Bug 846846

Summary: NPE in AS5 plugin
Product: [Other] RHQ Project Reporter: Stefan Negrea <snegrea>
Component: PluginsAssignee: Stefan Negrea <snegrea>
Status: CLOSED CURRENTRELEASE QA Contact: Mike Foley <mfoley>
Severity: unspecified Docs Contact:
Priority: medium    
Version: 4.4CC: hrupp
Target Milestone: ---   
Target Release: RHQ 4.5.0   
Hardware: Unspecified   
OS: Unspecified   
Fixed In Version: Doc Type: Bug Fix
Doc Text:
Story Points: ---
Clone Of: 837510 Environment:
Last Closed: 2013-09-01 06:02:37 EDT Type: Bug
Regression: --- Mount Type: ---
Documentation: --- CRM:
Verified Versions: Category: ---
oVirt Team: --- RHEL 7.3 requirements from Atomic Host:
Cloudforms Team: ---
Bug Depends On: 837510    
Bug Blocks:    

Description Stefan Negrea 2012-08-08 17:12:44 EDT
+++ This bug was initially created as a clone of Bug #837510 +++

From agent.log

2012-07-04 09:14:09,225 WARN  [ResourceContainer.invoker.daemon-2] 
(org.rhq.plugins.jbossas5.WebApplicationContextComponent)- Failed to determine 
whether the web app context localhost is clustered or not.
java.lang.RuntimeException: Failed to load [ComponentType{type=MBean, 
subtype=WebApplicationManager}] ManagedComponent 
	at sun.reflect.GeneratedMethodAccessor32.invoke(Unknown Source)
	at java.lang.reflect.Method.invoke(Method.java:597)
	at java.util.concurrent.FutureTask$Sync.innerRun(FutureTask.java:303)
	at java.util.concurrent.FutureTask.run(FutureTask.java:138)
	at java.lang.Thread.run(Thread.java:680)
Caused by: java.lang.NullPointerException
	... 10 more

--- Additional comment from hrupp@redhat.com on 2012-07-04 03:24:26 EDT ---

To add: as5 was down at this time, so it is a bit of corner case, but the plugin should nevertheless not throw a NPE.

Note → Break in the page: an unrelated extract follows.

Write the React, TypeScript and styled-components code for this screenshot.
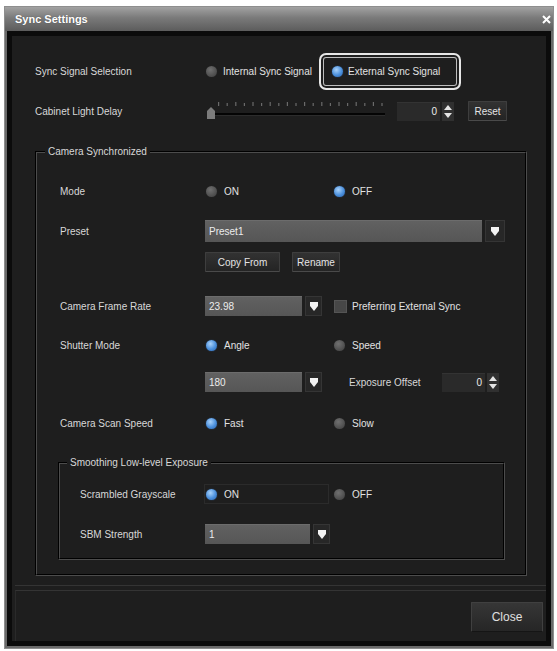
import React from "react";
import styled, { createGlobalStyle } from "styled-components";

const GlobalStyle = createGlobalStyle`
  html, body {
    margin: 0;
    padding: 0;
    background: #ffffff;
  }
  body {
    font-family: "Liberation Sans", Arial, sans-serif;
    font-size: 10px;
    color: #dcdcdc;
  }
`;

export default function App() {
  return (
    <>
      <GlobalStyle />
      <Window>
        <TitleBar>
          <span>Sync Settings</span>
          <CloseIcon viewBox="0 0 9 9">
            <path d="M1 1L8 8M8 1L1 8" />
          </CloseIcon>
        </TitleBar>
        <Frame>
          <Main>
            <Row $label={170} $h={37}>
              <Label>Sync Signal Selection</Label>
              <Controls>
                <SyncOption>
                  <Radio />
                  Internal Sync Signal
                </SyncOption>
                <HighlightOption>
                  <Radio $on />
                  External Sync Signal
                </HighlightOption>
              </Controls>
            </Row>
            <Row $label={170} $mt={10}>
              <Label>Cabinet Light Delay</Label>
              <Controls>
                <Slider />
                <NumberField $ml={12} value="0" />
                <Button $ml={14} $w={39}>
                  Reset
                </Button>
              </Controls>
            </Row>

            <Group>
              <Legend>Camera Synchronized</Legend>
              <Row $label={145}>
                <Label>Mode</Label>
                <RadioPair first="ON" second="OFF" selected={1} />
              </Row>
              <Row $label={145} $mt={18}>
                <Label>Preset</Label>
                <Controls>
                  <Select value="Preset1" w={277} arrow={20} h={22} />
                </Controls>
              </Row>
              <Row $label={145} $mt={9}>
                <span />
                <Controls>
                  <Button $w={75}>Copy From</Button>
                  <Button $ml={12} $w={48}>
                    Rename
                  </Button>
                </Controls>
              </Row>
              <Row $label={145} $mt={22}>
                <Label>Camera Frame Rate</Label>
                <Controls>
                  <Select value="23.98" w={97} />
                  <CheckOption>
                    <CheckBox />
                    Preferring External Sync
                  </CheckOption>
                </Controls>
              </Row>
              <Row $label={145} $mt={17}>
                <Label>Shutter Mode</Label>
                <RadioPair first="Angle" second="Speed" selected={0} />
              </Row>
              <Row $label={145} $mt={15}>
                <span />
                <Controls>
                  <Select value="180" w={97} />
                  <InlineLabel>Exposure Offset</InlineLabel>
                  <NumberField value="0" />
                </Controls>
              </Row>
              <Row $label={145} $mt={19}>
                <Label>Camera Scan Speed</Label>
                <RadioPair first="Fast" second="Slow" selected={0} />
              </Row>

              <InnerGroup>
                <InnerLegend>Smoothing Low-level Exposure</InnerLegend>
                <Row $label={125}>
                  <Label>Scrambled Grayscale</Label>
                  <RadioPair first="ON" second="OFF" selected={0} framed />
                </Row>
                <Row $label={125} $mt={18}>
                  <Label>SBM Strength</Label>
                  <Controls>
                    <Select value="1" w={105} />
                  </Controls>
                </Row>
              </InnerGroup>
            </Group>
          </Main>
          <Footer>
            <CloseButton>Close</CloseButton>
          </Footer>
        </Frame>
      </Window>
    </>
  );
}

function RadioPair({
  first,
  second,
  selected,
  framed = false,
}: {
  first: string;
  second: string;
  selected: number;
  framed?: boolean;
}) {
  return (
    <Pair>
      <Option $framed={framed}>
        <Radio $on={selected === 0} />
        {first}
      </Option>
      <Option>
        <Radio $on={selected === 1} />
        {second}
      </Option>
    </Pair>
  );
}

function Select({
  value,
  w,
  arrow = 17,
  h = 20,
}: {
  value: string;
  w: number;
  arrow?: number;
  h?: number;
}) {
  return (
    <SelectWrap $h={h}>
      <SelectField $w={w}>{value}</SelectField>
      <ArrowBox $w={arrow}>
        <svg width="8" height="9" viewBox="0 0 8 9">
          <path d="M0 0H8V4L4 9L0 4Z" fill="#f2f2f2" />
        </svg>
      </ArrowBox>
    </SelectWrap>
  );
}

function NumberField({ value, $ml = 0 }: { value: string; $ml?: number }) {
  return (
    <NumberWrap $ml={$ml}>
      <NumberBox>{value}</NumberBox>
      <Spinner viewBox="0 0 12 19" width="12" height="19">
        <rect x="0" y="0" width="12" height="19" fill="#303030" />
        <path d="M2 8L6 3L10 8Z" fill="#e4e4e4" />
        <path d="M2 11L6 16L10 11Z" fill="#e4e4e4" />
      </Spinner>
    </NumberWrap>
  );
}

function Slider() {
  const ticks = Array.from({ length: 20 }, (_, i) => 13 + i * 8.6);
  return (
    <SliderBox viewBox="0 0 180 22" width="180" height="22">
      {ticks.map((x, i) => (
        <rect
          key={x}
          x={x}
          y={i % 2 ? 3 : 2}
          width="1.2"
          height={i % 2 ? 3 : 4}
          fill="#6a6a6a"
        />
      ))}
      <rect x="8" y="13" width="172" height="2" fill="#040404" />
      <rect x="8" y="15" width="172" height="1" fill="#2c2c2c" />
      <path d="M2 11L6 7L10 11V19H2Z" fill="#7c7c7c" />
    </SliderBox>
  );
}

const Window = styled.div`
  margin: 6px 0 0 4px;
  width: 550px;
  height: 643px;
  box-sizing: border-box;
  border: 1px solid #8e8e8e;
  background: #6a6a6a;
  padding: 0 2px 2px;
  display: flex;
  flex-direction: column;
`;

const TitleBar = styled.div`
  height: 24px;
  margin: 0 -2px;
  padding: 0 2px 0 10px;
  display: flex;
  align-items: center;
  justify-content: space-between;
  background: linear-gradient(#a2a2a2, #7a7a7a 45%, #5c5c5c);
  color: #ffffff;
  font-size: 11px;
  font-weight: bold;
  text-shadow: 0 0 1px rgba(0, 0, 0, 0.4);
`;

const CloseIcon = styled.svg`
  width: 9px;
  height: 9px;
  stroke: #ffffff;
  stroke-width: 2;
`;

const Frame = styled.div`
  flex: 1;
  display: flex;
  flex-direction: column;
  border: 5px solid #0b0b0b;
  background: #1e1e1e;
`;

const Main = styled.div`
  flex: 1;
  margin-left: 3px;
  padding: 17px 0 0 20px;
  border-bottom: 1px solid #343434;
`;

const Row = styled.div<{ $label: number; $mt?: number; $h?: number }>`
  display: grid;
  grid-template-columns: ${(p) => p.$label}px 1fr;
  align-items: center;
  height: ${(p) => p.$h ?? 22}px;
  margin-top: ${(p) => p.$mt ?? 0}px;
`;

const Label = styled.span`
  color: #d8d8d8;
  white-space: nowrap;
`;

const Controls = styled.div`
  display: flex;
  align-items: center;
`;

const Pair = styled.div`
  display: grid;
  grid-template-columns: 128px auto;
  align-items: center;
`;

const Option = styled.label<{ $framed?: boolean }>`
  display: flex;
  align-items: center;
  gap: 7px;
  height: 20px;
  padding-left: 1px;
  box-sizing: border-box;
  color: #e2e2e2;
  white-space: nowrap;
  border: 1px solid ${(p) => (p.$framed ? "#2b2b2b" : "transparent")};
  margin-left: -1px;
  width: ${(p) => (p.$framed ? "125px" : "auto")};
`;

const SyncOption = styled(Option)`
  width: 115px;
  gap: 6px;
`;

const HighlightOption = styled.label`
  display: flex;
  align-items: center;
  gap: 5px;
  width: 142px;
  height: 37px;
  box-sizing: border-box;
  padding-left: 11px;
  border: 2px solid #e6e6e6;
  border-radius: 7px;
  box-shadow: inset 0 0 0 2px #1e1e1e, inset 0 0 0 3px #bdbdbd;
  color: #e2e2e2;
  white-space: nowrap;
`;

const Radio = styled.span<{ $on?: boolean }>`
  flex: none;
  width: 11px;
  height: 11px;
  border-radius: 50%;
  background: ${(p) =>
    p.$on
      ? "radial-gradient(circle at 40% 35%, #a9d2fa, #4a8fdc 55%, #2d63ad)"
      : "radial-gradient(circle at 40% 35%, #707070, #4c4c4c 70%, #3c3c3c)"};
  box-shadow: 0 0 1px ${(p) => (p.$on ? "#3a78c4" : "#333")};
`;

const CheckOption = styled.label`
  display: flex;
  align-items: center;
  gap: 5px;
  margin-left: 12px;
  color: #e2e2e2;
  white-space: nowrap;
`;

const CheckBox = styled.span`
  width: 13px;
  height: 13px;
  box-sizing: border-box;
  background: #474747;
  border: 1px solid #555555;
`;

const SelectWrap = styled.div<{ $h: number }>`
  display: flex;
  gap: 3px;
  height: ${(p) => p.$h}px;
`;

const SelectField = styled.div<{ $w: number }>`
  width: ${(p) => p.$w}px;
  box-sizing: border-box;
  padding-left: 4px;
  display: flex;
  align-items: center;
  background: linear-gradient(#616161, #565656);
  border-top: 1px solid #6c6c6c;
  color: #ececec;
`;

const ArrowBox = styled.div<{ $w: number }>`
  width: ${(p) => p.$w}px;
  display: flex;
  align-items: center;
  justify-content: center;
  background: #272727;
  border: 1px solid #353535;
  box-sizing: border-box;
`;

const NumberWrap = styled.div<{ $ml: number }>`
  display: flex;
  align-items: center;
  gap: 2px;
  margin-left: ${(p) => p.$ml}px;
`;

const NumberBox = styled.div`
  width: 43px;
  height: 19px;
  box-sizing: border-box;
  padding-right: 3px;
  display: flex;
  align-items: center;
  justify-content: flex-end;
  background: #2a2a2a;
  border-top: 1px solid #333333;
  color: #ececec;
`;

const Spinner = styled.svg`
  display: block;
`;

const SliderBox = styled.svg`
  display: block;
`;

const Button = styled.button<{ $ml?: number; $w: number }>`
  width: ${(p) => p.$w}px;
  height: 20px;
  margin-left: ${(p) => p.$ml ?? 0}px;
  padding: 0;
  font-family: "Liberation Sans", Arial, sans-serif;
  font-size: 10px;
  color: #e4e4e4;
  background: linear-gradient(#323232, #242424);
  border: 1px solid #3e3e3e;
  border-bottom-color: #4a4a4a;
  border-radius: 1px;
`;

const InlineLabel = styled.span`
  width: 93px;
  margin-left: 27px;
  color: #d8d8d8;
  white-space: nowrap;
`;

const Group = styled.fieldset`
  width: 492px;
  box-sizing: border-box;
  margin: 24px 0 0;
  padding: 22px 0 0 23px;
  min-width: 0;
  border: 2px groove #4c4c4c;
`;

const Legend = styled.legend`
  margin-left: -15px;
  padding: 0 3px;
  line-height: 12px;
  color: #d8d8d8;
`;

const InnerGroup = styled(Group)`
  width: 447px;
  margin: 23px 0 14px -2px;
  padding: 14px 0 13px 20px;
`;

const InnerLegend = styled(Legend)`
  margin-left: -13px;
`;

const Footer = styled.div`
  height: 51px;
  box-sizing: border-box;
  margin: 4px 0 0 3px;
  padding-right: 3px;
  border-top: 1px solid #343434;
  border-left: 1px solid #2a2a2a;
  display: flex;
  align-items: center;
  justify-content: flex-end;
`;

const CloseButton = styled.button`
  width: 72px;
  height: 30px;
  margin-top: 2px;
  font-family: "Liberation Sans", Arial, sans-serif;
  font-size: 12px;
  color: #e0e0e0;
  background: linear-gradient(#363636, #262626);
  border: 1px solid #404040;
  border-bottom-color: #151515;
  border-radius: 1px;
`;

--- Additional comment from snegrea@redhat.com on 2012-08-08 16:57:39 EDT ---

This is clearly an edge case because it happens only if the AS5 server is inventoried but the managing component is not started yet. A possible way to get into this state is to inventory the AS5 server, stop the AS5 server, and then restart the RHQ server. 

I inspected the code very carefully. The errors are just printed to the logs to show something is not right but they do not bubble anywhere. So from that perspective the code is good because it just logs the unusual circumstance and does not prevent the component from getting started.

However, there is one scenario that is not correctly handled by the existing code. If an application is clustered and the scenario presented above happens, when the AS5 server gets online again, the plugin code will not recheck the clustered property, thus leaving the default value for the property (which is not clustered). The clustered flag is used only for a trait and not used by any other external code. Also the value is never refreshed. The operation to check for the clustered flag is very expensive, as it involves calls to the profile service.

To fix this, the code that checks whether an application is clustered or not will be relocated outside of the start method. It will run on the first metrics collection (done only on started components that are available). The getter method that returns the cluster setting will return false until such time. The getter method will be marked as deprecated and left in the code to avoid potential problems with external plugins that rely on the content system. Also, the trait will not be reported by the agent until the property is retrieve successfully from the AS5 server.
Comment 2 Heiko W. Rupp 2013-09-01 06:02:37 EDT
Bulk closing of items that are on_qa and in old RHQ releases, which are out for a long time and where the issue has not been re-opened since.